To begin, I rubbed a pork shoulder roast with a combination of sugar and sea salt and let this sit for a few hours. I then placed the roast in the oven for 4 hours, making sure to baste the pork in its drippings every hour until it was tender enough to shred with a fork.
Pork marinating in sugar/salt mixture:
Pork right out of the oven:
While the pork roasted I also prepared a quick one day kimchi recipe. To begin I quartered a large head of napa cabbage lengthwise then cut into large chunks crosswise. I placed the cabbage in a large bowl along with a cup or so of coarse sea salt. I let this sit for a couple hours to draw out as much water from the cabbage as possible.
Napa cabbage before:
Napa cabbage after:
To complete the kimchi, I rinsed the cabbage to get out any excess salt and I squeezed by hand to get out any additional water. In a food processor I blended garlic, ginger, soy sauce, vinegar and red pepper flakes until a loose paste formed. I tossed this mixture with the cabbage until completely covered and let sit for another two hours.

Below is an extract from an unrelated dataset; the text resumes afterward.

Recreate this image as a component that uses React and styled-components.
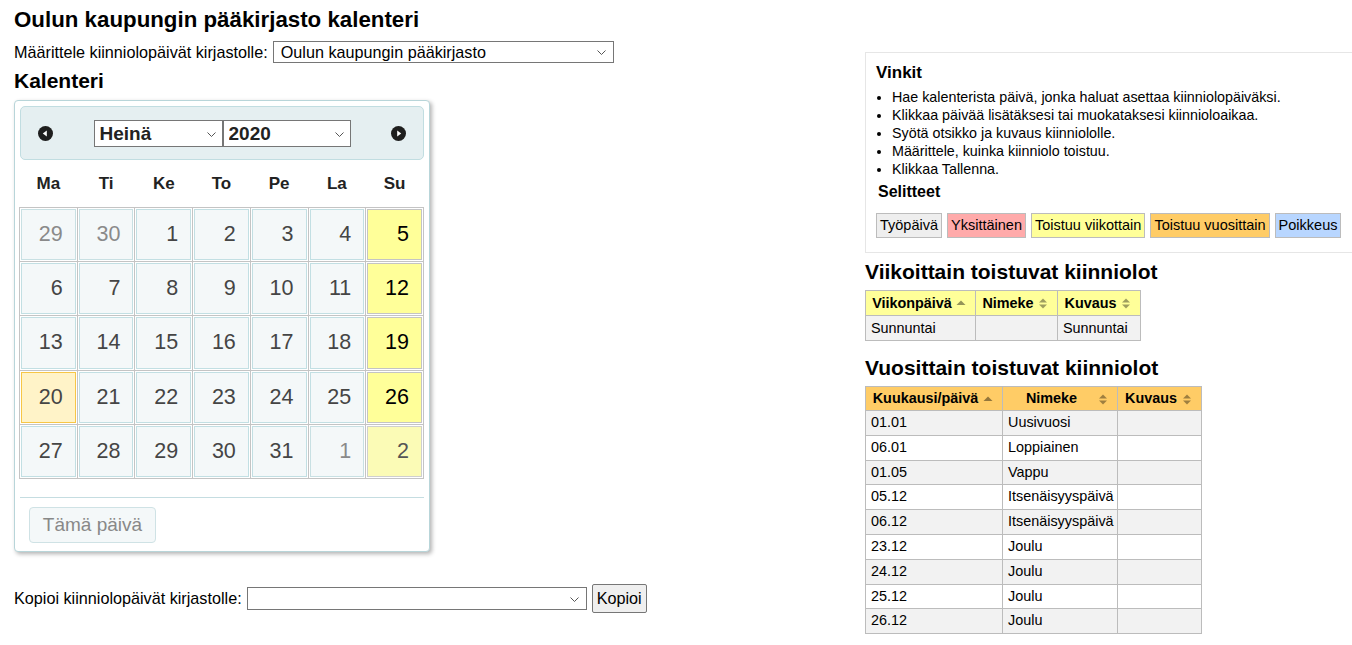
import React from 'react';
import styled, { createGlobalStyle } from 'styled-components';

const GlobalStyle = createGlobalStyle`
  * {
    box-sizing: border-box;
  }

  body {
    margin: 0;
    background: #fff;
    color: #000;
    font-family: "Liberation Sans", Arial, sans-serif;
    overflow: hidden;
  }
`;

const Page = styled.div`
  display: flex;
  align-items: flex-start;
  padding-left: 14px;
`;

const LeftCol = styled.div`
  flex: none;
  width: 851px;
`;

const RightCol = styled.div`
  flex: none;
  width: 500px;
  padding-top: 52px;
`;

const Title = styled.h1`
  margin: 7px 0 0;
  font-size: 22.3px;
  line-height: 26px;
  font-weight: bold;
`;

const FieldRow = styled.div`
  display: flex;
  align-items: center;
  gap: 5px;
  margin-top: ${p => p.$top}px;
  font-size: 16.2px;
`;

const SelectWrap = styled.span`
  position: relative;
  display: inline-flex;
`;

const Chevron = styled.svg`
  position: absolute;
  top: 50%;
  right: ${p => p.$right}px;
  margin-top: -2px;
  pointer-events: none;
`;

const Select = styled.select`
  appearance: none;
  width: ${p => p.$w}px;
  height: ${p => p.$h}px;
  padding: 0 20px 0 7px;
  border: 1px solid #767676;
  border-radius: 0;
  background: #fff;
  color: #000;
  font-family: inherit;
  font-size: 16.2px;
`;

const Heading = styled.h2`
  margin: ${p => p.$top}px 0 0;
  font-size: 21px;
  line-height: 24px;
  font-weight: bold;
`;

const Calendar = styled.div`
  width: 416px;
  margin-top: 7px;
  padding: 4px;
  background: #fff;
  border: 1px solid #b8d5d9;
  border-radius: 4px;
  box-shadow: 2px 2px 4px rgba(0, 0, 0, 0.3);
`;

const CalHeader = styled.div`
  display: flex;
  align-items: center;
  justify-content: space-between;
  height: 54px;
  margin: 1px;
  padding: 0 17px 0 17px;
  background: #e5eff1;
  border: 1px solid #c1dde1;
  border-radius: 5px;
`;

const HeadSelects = styled.div`
  display: flex;
  margin-top: 1px;
`;

const HeadSelect = styled.select`
  appearance: none;
  width: ${p => p.$w}px;
  height: 27px;
  padding: 0 18px 0 5px;
  border: 1px solid #767676;
  border-radius: 0;
  background: #fff;
  color: #222;
  font-family: inherit;
  font-size: 19px;
  font-weight: bold;
`;

const DayTable = styled.table`
  width: 405px;
  border-collapse: collapse;
  table-layout: fixed;
`;

const DayName = styled.th`
  height: 46px;
  padding: 0;
  font-size: 17px;
  font-weight: bold;
  text-align: center;
  color: #222;
`;

const DayCell = styled.td`
  padding: 1px;
  border: 1px solid #c4c4c4;
`;

const dayLook = {
  normal: { bg: '#f4f8f9', border: '#c2dfe3', color: '#454545' },
  other: { bg: '#f4f8f9', border: '#c8e0e3', color: '#8a8a8a' },
  sunday: { bg: '#ffff99', border: '#c4c4c4', color: '#000' },
  today: { bg: '#fff3c8', border: '#f7c646', color: '#454545' },
  otherSunday: { bg: '#fbfbb6', border: '#cfcfcf', color: '#555' },
};

const DayLink = styled.a`
  display: block;
  height: 51.4px;
  padding-right: 12px;
  border: 1px solid ${p => dayLook[p.$kind].border};
  background: ${p => dayLook[p.$kind].bg};
  color: ${p => dayLook[p.$kind].color};
  font-size: 21.5px;
  line-height: 49px;
  text-align: right;
  text-decoration: none;
`;

const Separator = styled.hr`
  height: 0;
  margin: 18px 1px 0;
  border: 0;
  border-top: 1px solid #c5dde1;
`;

const CalFooter = styled.div`
  padding: 9px 0 4px 10px;
`;

const TodayButton = styled.button`
  width: 127px;
  height: 36px;
  padding: 0;
  background: #f4f8f9;
  border: 1px solid #cfe2e5;
  border-radius: 4px;
  color: #888;
  font-family: inherit;
  font-size: 19px;
`;

const CopyButton = styled.button`
  height: 29px;
  padding: 0 4px;
  background: #efefef;
  border: 1px solid #767676;
  border-radius: 2px;
  color: #000;
  font-family: inherit;
  font-size: 16.2px;
`;

const TipsBox = styled.div`
  height: 201px;
  padding: 10px 10px 15px;
  border: 1px solid #e6e6e6;
`;

const BoxTitle = styled.div`
  margin: ${p => p.$top}px 0 0 ${p => p.$left}px;
  font-size: ${p => p.$size}px;
  line-height: 20px;
  font-weight: bold;
`;

const TipList = styled.ul`
  margin: 5px 0 0;
  padding-left: 16px;
  font-size: 14.3px;
  line-height: 18px;
`;

const Legend = styled.div`
  display: flex;
  gap: 5px;
  margin-top: 11px;
`;

const LegendItem = styled.span`
  height: 25px;
  padding: 0 3px;
  background: ${p => p.$bg};
  border: 1px solid #bcbcbc;
  font-size: 14.5px;
  line-height: 23px;
  white-space: nowrap;
`;

const DataTable = styled.table`
  margin-top: 6px;
  border-collapse: collapse;
  table-layout: fixed;
  font-size: 14.4px;
`;

const Th = styled.th`
  position: relative;
  padding: 3px 22px 3px 5px;
  background: ${p => p.$bg};
  border: 1px solid #bcbcbc;
  font-weight: bold;
  line-height: ${p => p.$lh}px;
  text-align: center;
  white-space: nowrap;
`;

const Td = styled.td`
  padding: 3px 5px;
  background: ${p => (p.$odd ? '#f2f2f2' : '#fff')};
  border: 1px solid #bcbcbc;
  line-height: ${p => p.$lh || 18}px;
  white-space: nowrap;
`;

const SortMark = styled.svg`
  position: absolute;
  top: 50%;
  right: 9px;
  margin-top: -5px;
`;

function NavIcon({ dir }) {
  return (
    <svg width='15' height='15' viewBox='0 0 15 15'>
      <circle cx='7.5' cy='7.5' r='7.5' fill='#1e1e1e' />
      {dir === 'prev' ? (
        <path d='M4.8 7.5 L8.8 4.5 L8.8 10.5 Z' fill='#fff' />
      ) : (
        <path d='M10.2 7.5 L6.2 4.5 L6.2 10.5 Z' fill='#fff' />
      )}
    </svg>
  );
}

function Sort({ asc }) {
  return (
    <SortMark width='10' height='11' viewBox='0 0 10 11'>
      {asc ? (
        <path d='M0.5 7 L5 2.5 L9.5 7 Z' fill='rgba(0,0,0,0.42)' />
      ) : (
        <>
          <path d='M1 4.6 L5 0.5 L9 4.6 Z' fill='rgba(0,0,0,0.38)' />
          <path d='M1 6.4 L5 10.5 L9 6.4 Z' fill='rgba(0,0,0,0.38)' />
        </>
      )}
    </SortMark>
  );
}

function ChevronDown({ right }) {
  return (
    <Chevron $right={right} width='9' height='5' viewBox='0 0 9 5'>
      <path d='M0.5 0.5 L4.5 4.5 L8.5 0.5' fill='none' stroke='#555' strokeWidth='1' />
    </Chevron>
  );
}

const weeks = [
  [[29, 'other'], [30, 'other'], [1], [2], [3], [4], [5, 'sunday']],
  [[6], [7], [8], [9], [10], [11], [12, 'sunday']],
  [[13], [14], [15], [16], [17], [18], [19, 'sunday']],
  [[20, 'today'], [21], [22], [23], [24], [25], [26, 'sunday']],
  [[27], [28], [29], [30], [31], [1, 'other'], [2, 'otherSunday']],
];

const dayNames = ['Ma', 'Ti', 'Ke', 'To', 'Pe', 'La', 'Su'];

const tips = [
  'Hae kalenterista päivä, jonka haluat asettaa kiinniolopäiväksi.',
  'Klikkaa päivää lisätäksesi tai muokataksesi kiinnioloaikaa.',
  'Syötä otsikko ja kuvaus kiinniololle.',
  'Määrittele, kuinka kiinniolo toistuu.',
  'Klikkaa Tallenna.',
];

const legend = [
  ['Työpäivä', '#eeeeee'],
  ['Yksittäinen', '#ffaaaa'],
  ['Toistuu viikottain', '#ffff99'],
  ['Toistuu vuosittain', '#ffcc66'],
  ['Poikkeus', '#b8d6ff'],
];

const yearly = [
  ['01.01', 'Uusivuosi'],
  ['06.01', 'Loppiainen'],
  ['01.05', 'Vappu'],
  ['05.12', 'Itsenäisyyspäivä'],
  ['06.12', 'Itsenäisyyspäivä'],
  ['23.12', 'Joulu'],
  ['24.12', 'Joulu'],
  ['25.12', 'Joulu'],
  ['26.12', 'Joulu'],
];

const months = ['Tammi', 'Helmi', 'Maalis', 'Huhti', 'Touko', 'Kesä', 'Heinä', 'Elo', 'Syys', 'Loka', 'Marras', 'Joulu'];

export default function App() {
  return (
    <>
      <GlobalStyle />
      <Page>
        <LeftCol>
          <Title>Oulun kaupungin pääkirjasto kalenteri</Title>
          <FieldRow $top={8}>
            <label htmlFor='branch'>Määrittele kiinniolopäivät kirjastolle:</label>
            <SelectWrap>
              <Select id='branch' $w={341} $h={22} defaultValue='oulu'>
                <option value='oulu'>Oulun kaupungin pääkirjasto</option>
              </Select>
              <ChevronDown right={8} />
            </SelectWrap>
          </FieldRow>
          <Heading $top={6}>Kalenteri</Heading>
          <Calendar>
            <CalHeader>
              <NavIcon dir='prev' />
              <HeadSelects>
                <SelectWrap>
                  <HeadSelect $w={129} defaultValue='Heinä'>
                    {months.map(m => (
                      <option key={m} value={m}>
                        {m}
                      </option>
                    ))}
                  </HeadSelect>
                  <ChevronDown right={7} />
                </SelectWrap>
                <SelectWrap>
                  <HeadSelect $w={128} defaultValue='2020'>
                    <option value='2020'>2020</option>
                  </HeadSelect>
                  <ChevronDown right={7} />
                </SelectWrap>
              </HeadSelects>
              <NavIcon dir='next' />
            </CalHeader>
            <DayTable>
              <thead>
                <tr>
                  {dayNames.map(d => (
                    <DayName key={d}>{d}</DayName>
                  ))}
                </tr>
              </thead>
              <tbody>
                {weeks.map((week, i) => (
                  <tr key={i}>
                    {week.map(([n, kind = 'normal'], j) => (
                      <DayCell key={j}>
                        <DayLink $kind={kind}>{n}</DayLink>
                      </DayCell>
                    ))}
                  </tr>
                ))}
              </tbody>
            </DayTable>
            <Separator />
            <CalFooter>
              <TodayButton>Tämä päivä</TodayButton>
            </CalFooter>
          </Calendar>
          <FieldRow $top={32}>
            <label htmlFor='copy'>Kopioi kiinniolopäivät kirjastolle:</label>
            <SelectWrap>
              <Select id='copy' $w={340} $h={23} defaultValue=''>
                <option value=''></option>
              </Select>
              <ChevronDown right={8} />
            </SelectWrap>
            <CopyButton>Kopioi</CopyButton>
          </FieldRow>
        </LeftCol>

        <RightCol>
          <TipsBox>
            <BoxTitle $size={17} $top={0} $left={0}>
              Vinkit
            </BoxTitle>
            <TipList>
              {tips.map(t => (
                <li key={t}>{t}</li>
              ))}
            </TipList>
            <BoxTitle $size={16} $top={4} $left={2}>
              Selitteet
            </BoxTitle>
            <Legend>
              {legend.map(([label, bg]) => (
                <LegendItem key={label} $bg={bg}>
                  {label}
                </LegendItem>
              ))}
            </Legend>
          </TipsBox>

          <Heading $top={7}>Viikoittain toistuvat kiinniolot</Heading>
          <DataTable style={{ width: 275 }}>
            <colgroup>
              <col style={{ width: 110 }} />
              <col style={{ width: 82 }} />
              <col style={{ width: 83 }} />
            </colgroup>
            <thead>
              <tr>
                <Th $bg='#ffff99' $lh={18}>
                  Viikonpäivä
                  <Sort asc />
                </Th>
                <Th $bg='#ffff99' $lh={18}>
                  Nimeke
                  <Sort />
                </Th>
                <Th $bg='#ffff99' $lh={18}>
                  Kuvaus
                  <Sort />
                </Th>
              </tr>
            </thead>
            <tbody>
              <tr>
                <Td $odd>Sunnuntai</Td>
                <Td $odd></Td>
                <Td $odd>Sunnuntai</Td>
              </tr>
            </tbody>
          </DataTable>

          <Heading $top={15}>Vuosittain toistuvat kiinniolot</Heading>
          <DataTable style={{ width: 336 }}>
            <colgroup>
              <col style={{ width: 137 }} />
              <col style={{ width: 115 }} />
              <col style={{ width: 84 }} />
            </colgroup>
            <thead>
              <tr>
                <Th $bg='#ffcc66' $lh={17}>
                  Kuukausi/päivä
                  <Sort asc />
                </Th>
                <Th $bg='#ffcc66' $lh={17}>
                  Nimeke
                  <Sort />
                </Th>
                <Th $bg='#ffcc66' $lh={17}>
                  Kuvaus
                  <Sort />
                </Th>
              </tr>
            </thead>
            <tbody>
              {yearly.map(([date, name], i) => (
                <tr key={date}>
                  <Td $odd={i % 2 === 0} $lh={17.8}>{date}</Td>
                  <Td $odd={i % 2 === 0} $lh={17.8}>{name}</Td>
                  <Td $odd={i % 2 === 0} $lh={17.8}></Td>
                </tr>
              ))}
            </tbody>
          </DataTable>
        </RightCol>
      </Page>
    </>
  );
}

To prepare the noodle salad I combined in a large bowl softened rice vermicelli noodles, cooked shrimp, cucumber, red pepper, and onion. For the dressing I combined soy sauce, vinegar, ginger, garlic, hoisin, lime juice, sugar, and some red chili sauce. The noodle salad was a bit more Vietnamese inspired but went well with the pork.
Noodle salad with shrimp:
To prepare the ginger scallion sauce I first fried minced garlic in sesame oil until browned and crispy. I combined this in a bowl with ginger, scallions, soy sauce, rice vinegar, and thinly sliced serrano chile to add some spice.
To wrap the pork I carefully pulled the leaves off of a few heads of bib lettuce and rinsed. The leaves are the perfect size for stuffing with pork and condiments.
Ginger-scallion sauce and bibb lettuce:
To complete the meal I shredded the pork meat and placed in a large plate with the lettuce and condiments all around. This was a very exciting meal to make as well as to eat. The pork and condiments went well together and were full of flavor. The sauce did a good job of cutting the fatty saltiness of the pork and the kimchi added a nice element of flavor to the dish. The noodle salad was was very flavorful as well making it a great side dish. Made in large quantities this dish can be a crowd pleaser and I will definitely be making a larger version of this for a party some time in the future.